_What is needed_: Omit every picture while repeating the entries exactly.
## Start Entries shown
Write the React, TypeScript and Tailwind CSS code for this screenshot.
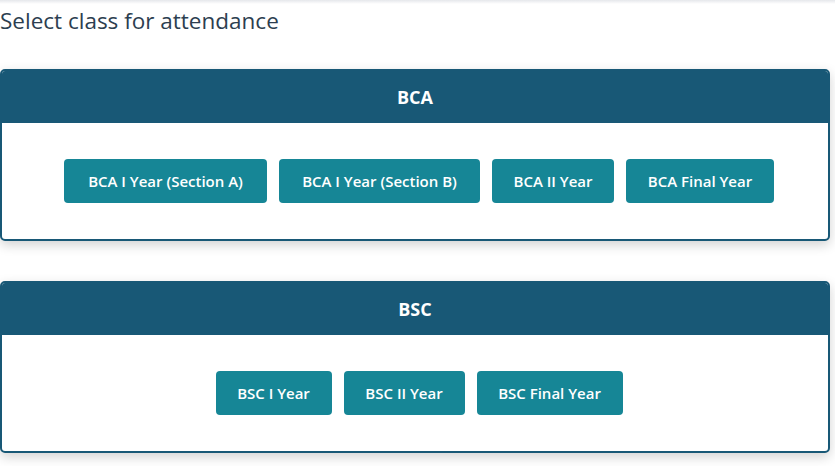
const groups = [
    {
        name: "BCA",
        classes: [
            { label: "BCA I Year (Section A)", w: "w-[203px]" },
            { label: "BCA I Year (Section B)", w: "w-[201px]" },
            { label: "BCA II Year", w: "w-[122px]" },
            { label: "BCA Final Year", w: "w-[148px]" },
        ],
    },
    {
        name: "BSC",
        classes: [
            { label: "BSC I Year", w: "w-[116px]" },
            { label: "BSC II Year", w: "w-[121px]" },
            { label: "BSC Final Year", w: "w-[146px]" },
        ],
    },
];

const App = () => {
    return (
        <div className="w-[835px] h-[466px] bg-white overflow-hidden font-['Open_Sans',sans-serif]">
            <div className="h-[4px] bg-gradient-to-b from-gray-200 to-white" />
            <div className="text-[22.5px] leading-[30px] text-[#2c3e50] pt-[2px]">
                Select class for attendance
            </div>
            <div className="flex flex-col gap-[40px] mt-[33px] w-[830px]">
                {groups.map((group) => (
                    <div
                        key={group.name}
                        className="rounded-[5px] border-2 border-[#185876] bg-white shadow-[0_4px_12px_rgba(0,0,0,0.18)] overflow-hidden"
                    >
                        <div className="h-[52px] bg-[#185876] flex items-center justify-center text-white text-[18px] font-bold">
                            {group.name}
                        </div>
                        <div className="h-[116px] flex items-center justify-center gap-[12px] pl-[8px]">
                            {group.classes.map((c) => (
                                <button
                                    key={c.label}
                                    className={`${c.w} h-[44px] rounded-[4px] bg-[#168696] text-white text-[15px] font-semibold whitespace-nowrap`}
                                >
                                    {c.label}
                                </button>
                            ))}
                        </div>
                    </div>
                ))}
            </div>
        </div>
    );
};

export default App;
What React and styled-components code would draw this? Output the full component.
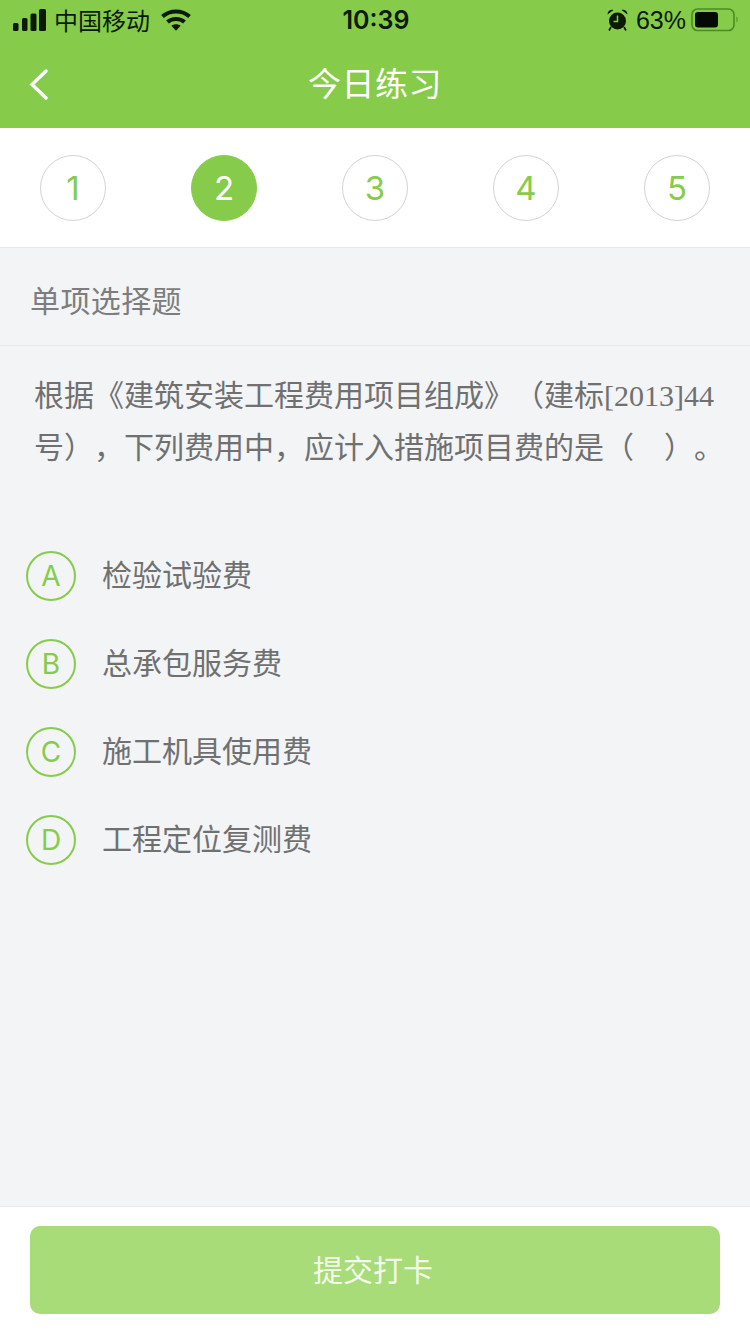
## End Entries shown
_Expected output_:
Write the React, TypeScript and Tailwind CSS code for this screenshot.
const groups = [
    {
        name: "BCA",
        classes: [
            { label: "BCA I Year (Section A)", w: "w-[203px]" },
            { label: "BCA I Year (Section B)", w: "w-[201px]" },
            { label: "BCA II Year", w: "w-[122px]" },
            { label: "BCA Final Year", w: "w-[148px]" },
        ],
    },
    {
        name: "BSC",
        classes: [
            { label: "BSC I Year", w: "w-[116px]" },
            { label: "BSC II Year", w: "w-[121px]" },
            { label: "BSC Final Year", w: "w-[146px]" },
        ],
    },
];

const App = () => {
    return (
        <div className="w-[835px] h-[466px] bg-white overflow-hidden font-['Open_Sans',sans-serif]">
            <div className="h-[4px] bg-gradient-to-b from-gray-200 to-white" />
            <div className="text-[22.5px] leading-[30px] text-[#2c3e50] pt-[2px]">
                Select class for attendance
            </div>
            <div className="flex flex-col gap-[40px] mt-[33px] w-[830px]">
                {groups.map((group) => (
                    <div
                        key={group.name}
                        className="rounded-[5px] border-2 border-[#185876] bg-white shadow-[0_4px_12px_rgba(0,0,0,0.18)] overflow-hidden"
                    >
                        <div className="h-[52px] bg-[#185876] flex items-center justify-center text-white text-[18px] font-bold">
                            {group.name}
                        </div>
                        <div className="h-[116px] flex items-center justify-center gap-[12px] pl-[8px]">
                            {group.classes.map((c) => (
                                <button
                                    key={c.label}
                                    className={`${c.w} h-[44px] rounded-[4px] bg-[#168696] text-white text-[15px] font-semibold whitespace-nowrap`}
                                >
                                    {c.label}
                                </button>
                            ))}
                        </div>
                    </div>
                ))}
            </div>
        </div>
    );
};

export default App;
What React and styled-components code would draw this? Output the full component.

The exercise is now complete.